そののち、1873年(明治6年)に「江田船山古墳」(えたふなやまこふん:熊本県和水町)で発見されていた鉄剣の「獲□□□鹵大王」という記述も獲加多支鹵大王を指すとする説が有力となり、当時の支配者が関東から九州までを平定していたことが裏付けられました。古代史の解明に大きく貢献したこの鉄剣は、1983年(昭和58年)国宝に指定。消失していた墳丘部分も復元整備が進められ、稲荷山古墳の頂上に登ると埼玉古墳群を見渡すことができます。

鮮明な壁画を見学できる高松塚古墳とキトラ古墳

古墳時代末期に築造された有名な古墳としては、奈良県の明日香村にある「高松塚古墳」(たかまつづかこふん)と「キトラ古墳」が挙げられます。

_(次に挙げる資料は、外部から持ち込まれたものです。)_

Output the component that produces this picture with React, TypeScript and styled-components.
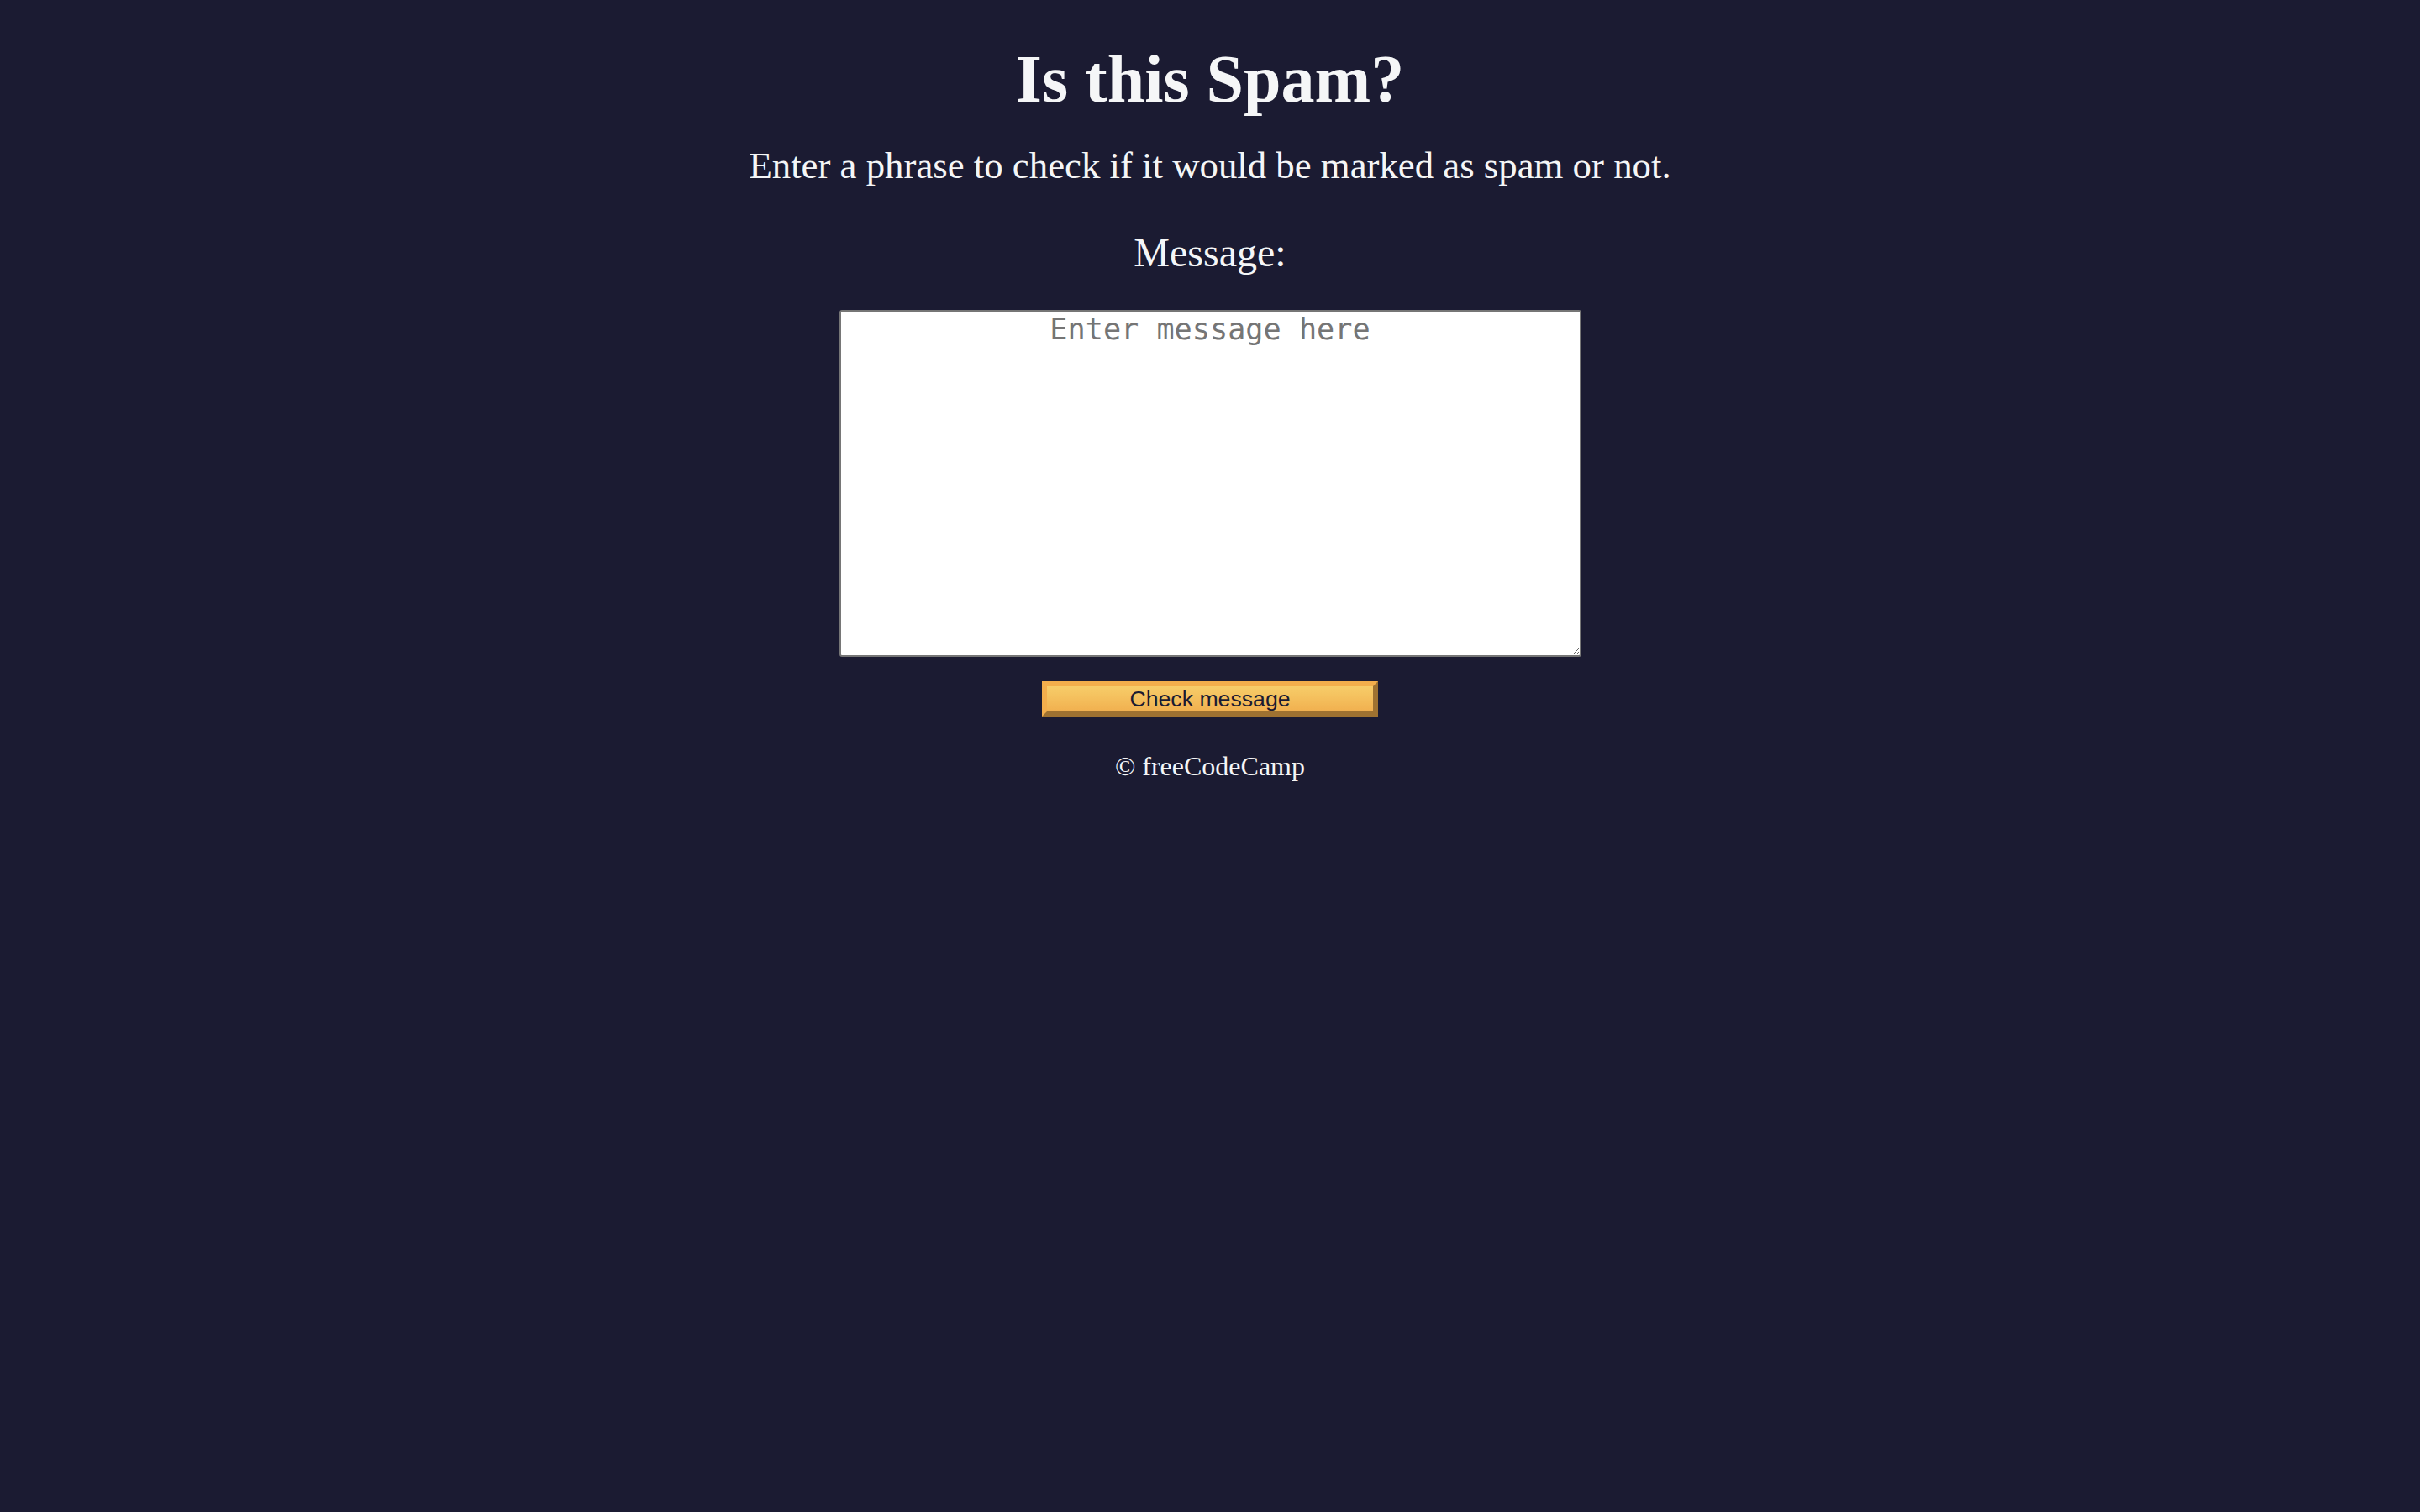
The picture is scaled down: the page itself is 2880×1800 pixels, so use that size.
import React from "react";
import styled, { createGlobalStyle } from "styled-components";

const GlobalStyle = createGlobalStyle`
  html, body {
    margin: 0;
    padding: 0;
    background: #1b1b32;
  }
  body {
    color: #f5f6f7;
    font-family: "Liberation Serif", "Times New Roman", serif;
    min-height: 100vh;
  }
`;

const Page = styled.main`
  display: flex;
  flex-direction: column;
  align-items: center;
  text-align: center;
  min-height: 1800px;
  background: #1b1b32;
`;

const Title = styled.h1`
  margin: 49px 0 0;
  font-size: 80px;
  font-weight: 700;
  line-height: normal;
`;

const Subtitle = styled.p`
  margin: 30.5px 0 0;
  font-size: 44.8px;
  line-height: normal;
`;

const Form = styled.form`
  display: flex;
  flex-direction: column;
  align-items: center;
  margin-top: 50px;
`;

const Label = styled.label`
  display: block;
  font-size: 48px;
  line-height: normal;
`;

const MessageInput = styled.textarea`
  display: block;
  box-sizing: border-box;
  width: 883px;
  height: 413px;
  margin-top: 41px;
  padding: 0 4px;
  border: 2px solid #767676;
  border-radius: 3px;
  background: #ffffff;
  color: #1b1b32;
  font-family: "DejaVu Sans Mono", "Liberation Mono", monospace;
  font-size: 35.2px;
  text-align: center;
  &::placeholder {
    color: #757575;
  }
`;

const CheckButton = styled.button`
  box-sizing: border-box;
  width: 400px;
  height: 42px;
  margin-top: 29px;
  padding: 0 12px;
  border: 6px outset #f3ae4c;
  background-color: #f3ae4c;
  background-image: linear-gradient(#f7cd69, #f1b04f);
  color: #1b1b32;
  font-family: "Liberation Sans", Arial, sans-serif;
  font-size: 26.67px;
  line-height: normal;
  cursor: pointer;
`;

const Footer = styled.footer`
  margin-top: 41px;
  font-size: 32px;
  line-height: normal;
`;

export default function App() {
  return (
    <>
      <GlobalStyle />
      <Page>
        <Title>Is this Spam?</Title>
        <Subtitle>Enter a phrase to check if it would be marked as spam or not.</Subtitle>
        <Form onSubmit={(e) => e.preventDefault()}>
          <Label htmlFor="message-input">Message:</Label>
          <MessageInput id="message-input" placeholder="Enter message here" />
          <CheckButton type="button">Check message</CheckButton>
        </Form>
        <Footer>© freeCodeCamp</Footer>
      </Page>
    </>
  );
}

高松塚古墳は直径23mの2段式円墳で、埋葬者は分かっていません。石室に安置されていた棺は漆塗りの木棺で、石室は凝灰岩(ぎょうかいがん)を切り出した石材を組み立てた構造。対して、キトラ古墳はひと回り小さい2段式円墳で、こちらも確かな埋葬者は分かっていませんが、副葬品や木棺に残る豪華な装飾の痕跡などから、かなり身分の高い人物だということが推察されています。

高松塚古墳の壁画

高松塚古墳の壁画

両古墳の最大の特徴は、石室に描かれた鮮やかな壁画です。高松塚古墳の壁画が発見されたのは1972年(昭和47年)。当時マスコミをにぎわす一大ニュースとなったことをきっかけに、地域住民からの情報提供で発見されたのがキトラ古墳の壁画でした。

どちらの古墳も石室の壁には朱雀(すざく)、青龍(せいりゅう)、玄武(げんぶ)、白虎(びゃっこ)の四神(しじん)像が描かれていますが、なぜかキトラ古墳の白虎は通常とは逆の北を向いていることが話題に。また天井に描かれている星空も、高松塚古墳がデザイン化した「星宿図」(せいしゅくず)であるのに対し、キトラ古墳では精密な描写がされており、現存する世界最古の科学的な天文図とも評されています。

他にも高松塚古墳では男女の群像が描かれていますが、キトラ古墳では「獣頭人神十二支像」(じゅうとうじんしんじゅにしぞう:十二支を表す動物の頭に人間の体を持った像)が描かれるなど、様々な違いがある点にも注目です。